Lyles has been prone to the occasional faulty inning, when his outing tips sideways and runs score in bunches. Five times this season, Lyles has allowed three runs in one frame, with the latest example coming late last month in Boston.
But in Kansas City, as he attempted to work deeper into the game, the third inning proved to be his worst yet. Nine batters came to the plate, beginning with Whit Merrifield’s single and continuing through the two-run single from catcher Salvador Perez three batters later.
Then Lyles left a four-seam fastball over the heart of the plate to designated hitter MJ Melendez, who cranked it 418 feet into the fountain beyond right-center field to place a four-spot on Lyles in one inning for the first time this season.
“They put good swings on him there in the third inning,” Hyde said.
It looked as if Lyles might right the ship after the Orioles (24-34) tied the game in the top of the fifth, with Austin Hays and Ryan Mountcastle coming through with run-scoring hits, but he gave the lead right back — a mistake pitch to Santana to crush.
“Just a front-hip sinker, I thought we could get one by him, get a quick punch-out,” Lyles said. “But it just started on the plate and covered way too much plate, and it was just a bad pitch.

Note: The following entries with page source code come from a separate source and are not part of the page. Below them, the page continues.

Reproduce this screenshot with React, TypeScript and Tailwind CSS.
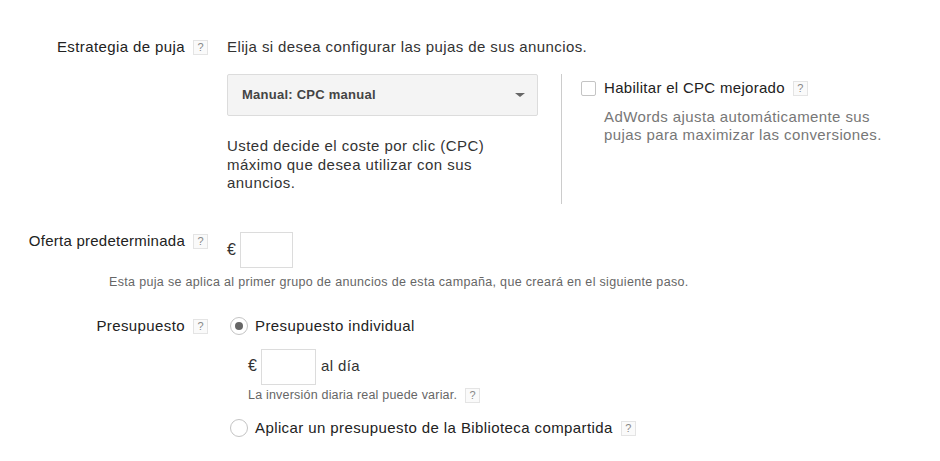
function Help({ className = "" }: { className?: string }) {
  return (
    <span className={`inline-flex h-[15px] w-[15px] shrink-0 items-center justify-center border border-[#e4e4e4] bg-[#fafafa] text-[11px] leading-none tracking-normal text-[#888] ${className}`}>
      ?
    </span>
  )
}

function Label({ text, tracking = "" }: { text: string; tracking?: string }) {
  return (
    <div className="flex w-[227px] shrink-0 items-center justify-end pr-[19px]">
      <span className={`mr-2 text-[#222] ${tracking}`}>{text}</span>
      <Help />
    </div>
  )
}

function Amount({ width }: { width: string }) {
  return <div className={`h-[36px] border border-[#dcdcdc] bg-white ${width}`} />
}

export default function App() {
  return (
    <div className="h-[461px] w-[940px] overflow-hidden bg-white pt-[38px] font-['Liberation_Sans',Arial,sans-serif] text-[15px] leading-[18px] tracking-[0.4px] text-[#333]">
      {/* estrategia */}
      <div className="flex">
        <div className="self-start">
          <Label text="Estrategia de puja" />
        </div>
        <div>
          <div>Elija si desea configurar las pujas de sus anuncios.</div>
          <div className="mt-[18px] flex">
            <div className="w-[334px]">
              <div className="flex h-[42px] w-[311px] items-center justify-between rounded-[2px] border border-[#dcdcdc] bg-[#f4f4f4] pl-[14px] pr-[12px] text-[13px] font-bold tracking-[0.25px] text-[#444]">
                <span>Manual: CPC manual</span>
                <span className="h-0 w-0 border-x-[5px] border-t-[4px] border-x-transparent border-t-[#666]" />
              </div>
              <p className="mt-[21px] w-[290px] leading-[18.5px] tracking-[0.45px]">
                Usted decide el coste por clic (CPC) máximo que desea utilizar con sus anuncios.
              </p>
            </div>
            <div className="h-[130px] border-l border-[#ccc] pl-[19px] pt-[5px]">
              <div className="flex items-center">
                <span className="h-[15px] w-[15px] rounded-[2px] border border-[#c4c4c4] bg-white" />
                <span className="ml-[8px] tracking-[0.3px] text-[#222]">Habilitar el CPC mejorado</span>
                <Help className="ml-2" />
              </div>
              <p className="ml-[23px] mt-[11px] w-[290px] text-[#777]">
                AdWords ajusta automáticamente sus pujas para maximizar las conversiones.
              </p>
            </div>
          </div>
        </div>
      </div>

      {/* oferta */}
      <div className="mt-[28px] flex">
        <div className="self-start">
          <Label text="Oferta predeterminada" tracking="tracking-[0.25px]" />
        </div>
        <div className="flex items-center">
          <span className="mr-[4px] text-[16px] tracking-normal">€</span>
          <Amount width="w-[53px]" />
        </div>
      </div>
      <p className="ml-[109px] mt-[6px] text-[12.5px] leading-[16px] tracking-[0.33px] text-[#666]">
        Esta puja se aplica al primer grupo de anuncios de esta campaña, que creará en el siguiente paso.
      </p>

      {/* presupuesto */}
      <div className="mt-[27px] flex">
        <Label text="Presupuesto" />
        <div className="ml-[3px] flex items-center">
          <span className="flex h-[18px] w-[18px] items-center justify-center rounded-full border border-[#c4c4c4] bg-white">
            <span className="h-[8px] w-[8px] rounded-full bg-[#666]" />
          </span>
          <span className="ml-[7px] text-[#222]">Presupuesto individual</span>
        </div>
      </div>
      <div className="ml-[248px] mt-[14px] flex items-center">
        <span className="mb-[2px] mr-[4px] text-[16px] tracking-normal">€</span>
        <Amount width="w-[55px]" />
        <span className="ml-[5px] mb-[2px]">al día</span>
      </div>
      <div className="ml-[248px] mt-[2px] flex items-center text-[12.5px] leading-[16px] tracking-[0.2px] text-[#666]">
        <span>La inversión diaria real puede variar.</span>
        <Help className="ml-2" />
      </div>
      <div className="ml-[230px] mt-[16px] flex items-center">
        <span className="h-[18px] w-[18px] rounded-full border border-[#c4c4c4] bg-white" />
        <span className="ml-[7px] text-[#222]">Aplicar un presupuesto de la Biblioteca compartida</span>
        <Help className="ml-2" />
      </div>
    </div>
  )
}
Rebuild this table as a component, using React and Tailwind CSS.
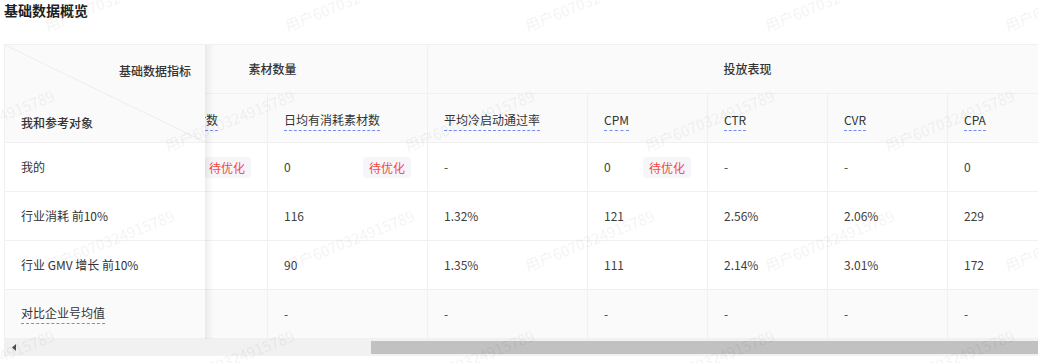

Overall, not good.”
Even with an RBI double from Cedric Mullins in the eighth, the offense couldn’t cover for Lyles, stranding the bases loaded with two outs for the second time Thursday.
Lyles ended his outing after five innings — the third straight start he’s lasted five innings or fewer. That’s a troublesome trend for Baltimore, which relies on Lyles for length, if nothing else. As of late, he’s not delivering that, let alone results.
“Jordan competes. He competes every pitch,” Hyde said. “Just wasn’t his best night tonight.”
A new arm
If he had to move, Austin Voth was glad the team that claimed him off waivers was just a short ride up Interstate 95. He’s moving out of his Arlington, Virginia, apartment, where he lived as a member of the Washington Nationals, to get closer to Baltimore. But the change in teams doesn’t require a cross-country trip, and it could be the fresh start Voth needs.
The right-handed pitcher holds a 10.13 ERA in 18 2/3 innings for the Nationals this season. The Orioles view him as a veteran arm who can provide multiple innings out of the bullpen, and Hyde said Voth should be fully available to give that length Friday.
But Voth hopes he can recapture his form from the beginning of the 2021 season, when his curveball would dip below the zone and he could stick his fastball for high strikes or chase swings.
“I know I can compete at this level,” Voth said. “I just need to get back to where I was before.”
Voth’s main priority on his second day with the Orioles was to learn the faces of his new teammates. Hyde said he left him alone for the most part, letting him settle rather than bombard him with instructions.
Voth acknowledged his biggest issue this season has been executing pitch placement when even or behind in the count. That led his WHIP to balloon to 2.143 this year.
“It’s a little mentality,” Voth said. “But it’s also mechanical. I’ve had a little mechanical issues here and there. So when things aren’t going well, you’re kind of down in the dumps a little bit. As soon as you kind of tweak those things and get them back to where they were, you get a confidence boost and things start rolling again.”
Around the horn
>> Right-hander Beau Sulser is the lone member of the taxi squad in Kansas City, but Hyde expects to make more movement for the series in Toronto next week.
>> Right-hander Joey Krehbiel threw for the first time Thursday since he was placed on the 15-day injured list with shoulder inflammation. Krehbiel said his shoulder has felt great, but he’s not eligible for reinstatement until June 18.
Friday, 8:10 p.m.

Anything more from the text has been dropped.